Neal played in all 13 games for LSU in 2014, but his time at tackle produced limited success. He made only three tackles all season.
This spring, Neal is at end working opposite fellow junior Tashawn Bower as the Tigers search for replacements to the departed Danielle Hunter and Jermauria Rasco.
Neal said after practice Tuesday he’s back at end to stay, sounding quite happy about that turn of events.
“I’m an end,” he said. “I’ve been at the same weight since I’ve been here (258 pounds). I would have to add a lot of weight (to play tackle).
“At end, I’m doing what I’ve done my whole life. The coaches are putting me in a position to excel.”
“I’d say he’s comfortable,” said Bower, who had 16 tackles in 13 games last season.
“I think it’s going well. We’re both getting in some quality reps, and a lot of guys behind us are, too. It’s spring, not fall, but we’re all enjoying the competition.”
Fournette: Slower is better
When most players arrive in college, they talk about how fast the game seems compared to high school, and how it slows down as they gain experience.
Sophomore running back Leonard Fournette is no different.
“The game is slowing down for me,” he said. “I’m learning everyone’s part.”
But Fournette said he has to slow himself down as well in order to use his blocks better.
“I have to be more patient,” he said. “I used to just hit the hole quick, quick, quick, but all great backs are patient.
“Everyone is fast in the SEC. It’s something I’ve got to learn.”
Spring practice: Day 11
Tuesday marked Day 11 of LSU spring practice, the Tigers’ second-to-last workout before spring break.
The Tigers worked out in shoulder pads, helmets and short pants under warm, sunny skies at the Charles McClendon Football Practice Facility.

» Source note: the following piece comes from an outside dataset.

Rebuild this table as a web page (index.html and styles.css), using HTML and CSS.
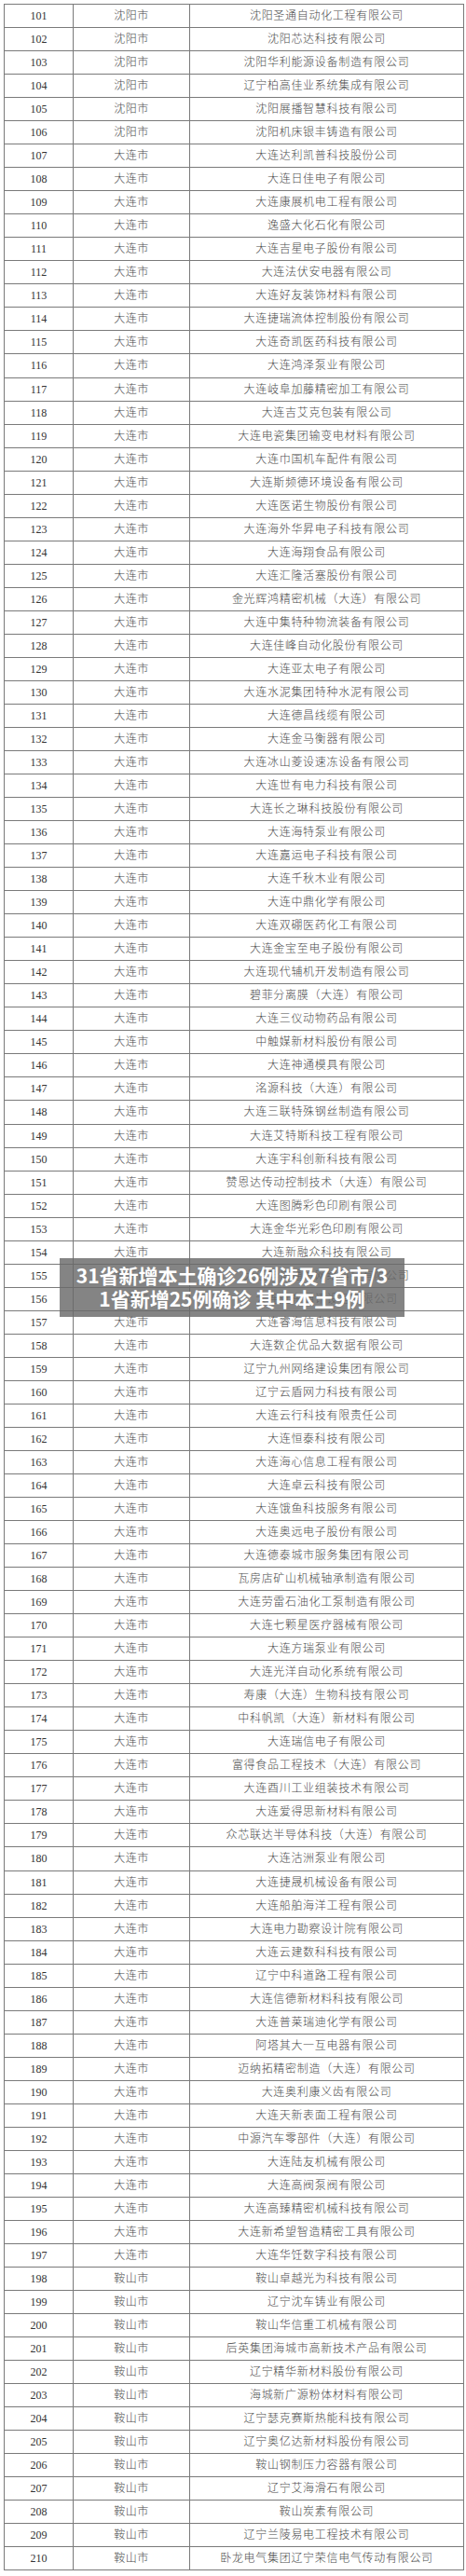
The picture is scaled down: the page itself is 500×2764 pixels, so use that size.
FILE: index.html
```html
<!DOCTYPE html>
<html lang="zh-CN">
<head>
<meta charset="utf-8">
<title>名单</title>
<link rel="stylesheet" href="styles.css">
</head>
<body>
<table class="list">
<colgroup><col class="c-no"><col class="c-city"><col class="c-name"></colgroup>
<tbody>
<tr><td class="no">101</td><td class="city">沈阳市</td><td class="name">沈阳圣通自动化工程有限公司</td></tr>
<tr><td class="no">102</td><td class="city">沈阳市</td><td class="name">沈阳芯达科技有限公司</td></tr>
<tr><td class="no">103</td><td class="city">沈阳市</td><td class="name">沈阳华利能源设备制造有限公司</td></tr>
<tr><td class="no">104</td><td class="city">沈阳市</td><td class="name">辽宁柏高佳业系统集成有限公司</td></tr>
<tr><td class="no">105</td><td class="city">沈阳市</td><td class="name">沈阳展播智慧科技有限公司</td></tr>
<tr><td class="no">106</td><td class="city">沈阳市</td><td class="name">沈阳机床银丰铸造有限公司</td></tr>
<tr><td class="no">107</td><td class="city">大连市</td><td class="name">大连达利凯普科技股份公司</td></tr>
<tr><td class="no">108</td><td class="city">大连市</td><td class="name">大连日佳电子有限公司</td></tr>
<tr><td class="no">109</td><td class="city">大连市</td><td class="name">大连康展机电工程有限公司</td></tr>
<tr><td class="no">110</td><td class="city">大连市</td><td class="name">逸盛大化石化有限公司</td></tr>
<tr><td class="no">111</td><td class="city">大连市</td><td class="name">大连吉星电子股份有限公司</td></tr>
<tr><td class="no">112</td><td class="city">大连市</td><td class="name">大连法伏安电器有限公司</td></tr>
<tr><td class="no">113</td><td class="city">大连市</td><td class="name">大连好友装饰材料有限公司</td></tr>
<tr><td class="no">114</td><td class="city">大连市</td><td class="name">大连捷瑞流体控制股份有限公司</td></tr>
<tr><td class="no">115</td><td class="city">大连市</td><td class="name">大连奇凯医药科技有限公司</td></tr>
<tr><td class="no">116</td><td class="city">大连市</td><td class="name">大连鸿泽泵业有限公司</td></tr>
<tr><td class="no">117</td><td class="city">大连市</td><td class="name">大连岐阜加藤精密加工有限公司</td></tr>
<tr><td class="no">118</td><td class="city">大连市</td><td class="name">大连吉艾克包装有限公司</td></tr>
<tr><td class="no">119</td><td class="city">大连市</td><td class="name">大连电瓷集团输变电材料有限公司</td></tr>
<tr><td class="no">120</td><td class="city">大连市</td><td class="name">大连巾国机车配件有限公司</td></tr>
<tr><td class="no">121</td><td class="city">大连市</td><td class="name">大连斯频德环境设备有限公司</td></tr>
<tr><td class="no">122</td><td class="city">大连市</td><td class="name">大连医诺生物股份有限公司</td></tr>
<tr><td class="no">123</td><td class="city">大连市</td><td class="name">大连海外华昇电子科技有限公司</td></tr>
<tr><td class="no">124</td><td class="city">大连市</td><td class="name">大连海翔食品有限公司</td></tr>
<tr><td class="no">125</td><td class="city">大连市</td><td class="name">大连汇隆活塞股份有限公司</td></tr>
<tr><td class="no">126</td><td class="city">大连市</td><td class="name">金光辉鸿精密机械（大连）有限公司</td></tr>
<tr><td class="no">127</td><td class="city">大连市</td><td class="name">大连中集特种物流装备有限公司</td></tr>
<tr><td class="no">128</td><td class="city">大连市</td><td class="name">大连佳峰自动化股份有限公司</td></tr>
<tr><td class="no">129</td><td class="city">大连市</td><td class="name">大连亚太电子有限公司</td></tr>
<tr><td class="no">130</td><td class="city">大连市</td><td class="name">大连水泥集团特种水泥有限公司</td></tr>
<tr><td class="no">131</td><td class="city">大连市</td><td class="name">大连德昌线缆有限公司</td></tr>
<tr><td class="no">132</td><td class="city">大连市</td><td class="name">大连金马衡器有限公司</td></tr>
<tr><td class="no">133</td><td class="city">大连市</td><td class="name">大连冰山菱设速冻设备有限公司</td></tr>
<tr><td class="no">134</td><td class="city">大连市</td><td class="name">大连世有电力科技有限公司</td></tr>
<tr><td class="no">135</td><td class="city">大连市</td><td class="name">大连长之琳科技股份有限公司</td></tr>
<tr><td class="no">136</td><td class="city">大连市</td><td class="name">大连海特泵业有限公司</td></tr>
<tr><td class="no">137</td><td class="city">大连市</td><td class="name">大连嘉运电子科技有限公司</td></tr>
<tr><td class="no">138</td><td class="city">大连市</td><td class="name">大连千秋木业有限公司</td></tr>
<tr><td class="no">139</td><td class="city">大连市</td><td class="name">大连中鼎化学有限公司</td></tr>
<tr><td class="no">140</td><td class="city">大连市</td><td class="name">大连双硼医药化工有限公司</td></tr>
<tr><td class="no">141</td><td class="city">大连市</td><td class="name">大连金宝至电子股份有限公司</td></tr>
<tr><td class="no">142</td><td class="city">大连市</td><td class="name">大连现代辅机开发制造有限公司</td></tr>
<tr><td class="no">143</td><td class="city">大连市</td><td class="name">碧菲分离膜（大连）有限公司</td></tr>
<tr><td class="no">144</td><td class="city">大连市</td><td class="name">大连三仪动物药品有限公司</td></tr>
<tr><td class="no">145</td><td class="city">大连市</td><td class="name">中触媒新材料股份有限公司</td></tr>
<tr><td class="no">146</td><td class="city">大连市</td><td class="name">大连神通模具有限公司</td></tr>
<tr><td class="no">147</td><td class="city">大连市</td><td class="name">洺源科技（大连）有限公司</td></tr>
<tr><td class="no">148</td><td class="city">大连市</td><td class="name">大连三联特殊钢丝制造有限公司</td></tr>
<tr><td class="no">149</td><td class="city">大连市</td><td class="name">大连艾特斯科技工程有限公司</td></tr>
<tr><td class="no">150</td><td class="city">大连市</td><td class="name">大连宇科创新科技有限公司</td></tr>
<tr><td class="no">151</td><td class="city">大连市</td><td class="name">赞恩达传动控制技术（大连）有限公司</td></tr>
<tr><td class="no">152</td><td class="city">大连市</td><td class="name">大连图腾彩色印刷有限公司</td></tr>
<tr><td class="no">153</td><td class="city">大连市</td><td class="name">大连金华光彩色印刷有限公司</td></tr>
<tr><td class="no">154</td><td class="city">大连市</td><td class="name">大连新融众科技有限公司</td></tr>
<tr><td class="no">155</td><td class="city">大连市</td><td class="name">大连华信通达网络科技有限公司</td></tr>
<tr><td class="no">156</td><td class="city">大连市</td><td class="name">大连远东通讯设备有限公司</td></tr>
<tr><td class="no">157</td><td class="city">大连市</td><td class="name">大连睿海信息科技有限公司</td></tr>
<tr><td class="no">158</td><td class="city">大连市</td><td class="name">大连数企优品大数据有限公司</td></tr>
<tr><td class="no">159</td><td class="city">大连市</td><td class="name">辽宁九州网络建设集团有限公司</td></tr>
<tr><td class="no">160</td><td class="city">大连市</td><td class="name">辽宁云盾网力科技有限公司</td></tr>
<tr><td class="no">161</td><td class="city">大连市</td><td class="name">大连云行科技有限责任公司</td></tr>
<tr><td class="no">162</td><td class="city">大连市</td><td class="name">大连恒泰科技有限公司</td></tr>
<tr><td class="no">163</td><td class="city">大连市</td><td class="name">大连海心信息工程有限公司</td></tr>
<tr><td class="no">164</td><td class="city">大连市</td><td class="name">大连卓云科技有限公司</td></tr>
<tr><td class="no">165</td><td class="city">大连市</td><td class="name">大连饿鱼科技服务有限公司</td></tr>
<tr><td class="no">166</td><td class="city">大连市</td><td class="name">大连奥远电子股份有限公司</td></tr>
<tr><td class="no">167</td><td class="city">大连市</td><td class="name">大连德泰城市服务集团有限公司</td></tr>
<tr><td class="no">168</td><td class="city">大连市</td><td class="name">瓦房店矿山机械轴承制造有限公司</td></tr>
<tr><td class="no">169</td><td class="city">大连市</td><td class="name">大连劳雷石油化工泵制造有限公司</td></tr>
<tr><td class="no">170</td><td class="city">大连市</td><td class="name">大连七颗星医疗器械有限公司</td></tr>
<tr><td class="no">171</td><td class="city">大连市</td><td class="name">大连方瑞泵业有限公司</td></tr>
<tr><td class="no">172</td><td class="city">大连市</td><td class="name">大连光洋自动化系统有限公司</td></tr>
<tr><td class="no">173</td><td class="city">大连市</td><td class="name">寿康（大连）生物科技有限公司</td></tr>
<tr><td class="no">174</td><td class="city">大连市</td><td class="name">中科帆凯（大连）新材料有限公司</td></tr>
<tr><td class="no">175</td><td class="city">大连市</td><td class="name">大连瑞信电子有限公司</td></tr>
<tr><td class="no">176</td><td class="city">大连市</td><td class="name">富得食品工程技术（大连）有限公司</td></tr>
<tr><td class="no">177</td><td class="city">大连市</td><td class="name">大连酉川工业组装技术有限公司</td></tr>
<tr><td class="no">178</td><td class="city">大连市</td><td class="name">大连爱得思新材料有限公司</td></tr>
<tr><td class="no">179</td><td class="city">大连市</td><td class="name">众芯联达半导体科技（大连）有限公司</td></tr>
<tr><td class="no">180</td><td class="city">大连市</td><td class="name">大连沽洲泵业有限公司</td></tr>
<tr><td class="no">181</td><td class="city">大连市</td><td class="name">大连捷晟机械设备有限公司</td></tr>
<tr><td class="no">182</td><td class="city">大连市</td><td class="name">大连船舶海洋工程有限公司</td></tr>
<tr><td class="no">183</td><td class="city">大连市</td><td class="name">大连电力勘察设计院有限公司</td></tr>
<tr><td class="no">184</td><td class="city">大连市</td><td class="name">大连云建数科科技有限公司</td></tr>
<tr><td class="no">185</td><td class="city">大连市</td><td class="name">辽宁中科道路工程有限公司</td></tr>
<tr><td class="no">186</td><td class="city">大连市</td><td class="name">大连信德新材料科技有限公司</td></tr>
<tr><td class="no">187</td><td class="city">大连市</td><td class="name">大连普莱瑞迪化学有限公司</td></tr>
<tr><td class="no">188</td><td class="city">大连市</td><td class="name">阿塔其大一互电器有限公司</td></tr>
<tr><td class="no">189</td><td class="city">大连市</td><td class="name">迈纳拓精密制造（大连）有限公司</td></tr>
<tr><td class="no">190</td><td class="city">大连市</td><td class="name">大连奥利康义齿有限公司</td></tr>
<tr><td class="no">191</td><td class="city">大连市</td><td class="name">大连天新表面工程有限公司</td></tr>
<tr><td class="no">192</td><td class="city">大连市</td><td class="name">中源汽车零部件（大连）有限公司</td></tr>
<tr><td class="no">193</td><td class="city">大连市</td><td class="name">大连陆友机械有限公司</td></tr>
<tr><td class="no">194</td><td class="city">大连市</td><td class="name">大连高阀泵阀有限公司</td></tr>
<tr><td class="no">195</td><td class="city">大连市</td><td class="name">大连高臻精密机械科技有限公司</td></tr>
<tr><td class="no">196</td><td class="city">大连市</td><td class="name">大连新希望智造精密工具有限公司</td></tr>
<tr><td class="no">197</td><td class="city">大连市</td><td class="name">大连华饪数字科技有限公司</td></tr>
<tr><td class="no">198</td><td class="city">鞍山市</td><td class="name">鞍山卓越光为科技有限公司</td></tr>
<tr><td class="no">199</td><td class="city">鞍山市</td><td class="name">辽宁沈车铸业有限公司</td></tr>
<tr><td class="no">200</td><td class="city">鞍山市</td><td class="name">鞍山华信重工机械有限公司</td></tr>
<tr><td class="no">201</td><td class="city">鞍山市</td><td class="name">后英集团海城市高新技术产品有限公司</td></tr>
<tr><td class="no">202</td><td class="city">鞍山市</td><td class="name">辽宁精华新材料股份有限公司</td></tr>
<tr><td class="no">203</td><td class="city">鞍山市</td><td class="name">海城新广源粉体材料有限公司</td></tr>
<tr><td class="no">204</td><td class="city">鞍山市</td><td class="name">辽宁瑟克赛斯热能科技有限公司</td></tr>
<tr><td class="no">205</td><td class="city">鞍山市</td><td class="name">辽宁奥亿达新材料股份有限公司</td></tr>
<tr><td class="no">206</td><td class="city">鞍山市</td><td class="name">鞍山钢制压力容器有限公司</td></tr>
<tr><td class="no">207</td><td class="city">鞍山市</td><td class="name">辽宁艾海滑石有限公司</td></tr>
<tr><td class="no">208</td><td class="city">鞍山市</td><td class="name">鞍山炭素有限公司</td></tr>
<tr><td class="no">209</td><td class="city">鞍山市</td><td class="name">辽宁兰陵易电工程技术有限公司</td></tr>
<tr><td class="no">210</td><td class="city">鞍山市</td><td class="name">卧龙电气集团辽宁荣信电气传动有限公司</td></tr>
</tbody>
</table>
<div class="banner">31省新增本土确诊26例涉及7省市/31省新增25例确诊 其中本土9例</div>
</body>
</html>
```

FILE: styles.css
```css
html, body {
  margin: 0;
  padding: 0;
  background: #ffffff;
}
body {
  position: relative;
  width: 500px;
  min-height: 2764px;
  font-family: "Liberation Serif", "Noto Sans CJK SC", serif;
}
.list {
  margin: 4px 0 0 4px;
  width: 493px;
  table-layout: fixed;
  border-collapse: collapse;
  color: #4a4a4a;
  font-size: 12px;
}
.c-no { width: 74px; }
.c-city { width: 125px; }
.c-name { width: 294px; }
.list tr {
  height: 25.045px;
}
.list td {
  border: 1px solid #7a7a7a;
  padding: 0;
  text-align: center;
  vertical-align: middle;
  line-height: 14px;
  white-space: nowrap;
}
.list .no {
  font-family: "Liberation Serif", serif;
  font-size: 12px;
  color: #333333;
}
.list .city {
  letter-spacing: 0.5px;
  font-weight: 300;
}
.list .name {
  letter-spacing: 0.7px;
  font-weight: 300;
}
.banner {
  position: absolute;
  top: 1350px;
  left: 64px;
  width: 346px;
  height: 51px;
  padding: 6px 12px;
  background: rgba(105, 105, 105, 0.82);
  color: #ffffff;
  font-family: "Noto Sans CJK SC", "Noto Sans", sans-serif;
  font-weight: 700;
  font-size: 21px;
  line-height: 25px;
  text-align: center;
  word-break: break-all;
}
```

Bower practiced but afterward was again in a walking boot on his left foot, which he said was precautionary.
As has been the case all spring, cornerback Dwayne Thomas wore a green (noncontact) jersey as he continues to recover from offseason knee surgery.
Big Cat standoff
After a brief warm up in position groups, the Tigers gathered for their regular Big Cat drill. A matchup between improving sophomore wide receiver D.J. Chark and sophomore cornerback Ed Paris drew an, “Oooooh!” from LSU coach Les Miles.
At first, middle linebacker Kendell Beckwith playfully stepped in to square off with Chark. After Miles waved him off, Paris took his stance. He and Chark battled to a standoff, after which Paris leaped up and kicked the air with delight.
QB, WR work
During the portion of practice open to the media, quarterbacks didn’t throw passes but instead worked on ball security drills, as players tried to tug the ball out of each other’s grasp.
Across the field, wide receivers worked on agility drills as they navigated an obstacle course of pads under the watch of new position coach Tony Ball.
Spring break plans
Quarterback Anthony Jennings isn’t heading to the beach for spring break next week. He plans to go home to Atlanta, then spend some time in Seattle, his mother’s hometown.
Wherever he is, Jennings knows he needs to stay in shape.
“It’s a lot of time to do nothing, so I’d better be getting in some practice so I can come back and pick up where I’ve left off,” he said.
Like most college students, Bower said he plans to head to Florida, but it will include a visit to see a former coach in Fort Myers. Then he’s off to California.
“Every college kid wants their spring break,” Bower said. “But I might see if I can get a last-minute fare and head home (to New Jersey).”
The Tigers will practice again Thursday before taking off 12 days for spring break. LSU will have two more practice sessions when they return before the annual Spring Game, 1 p.m. April 18 in Tiger Stadium.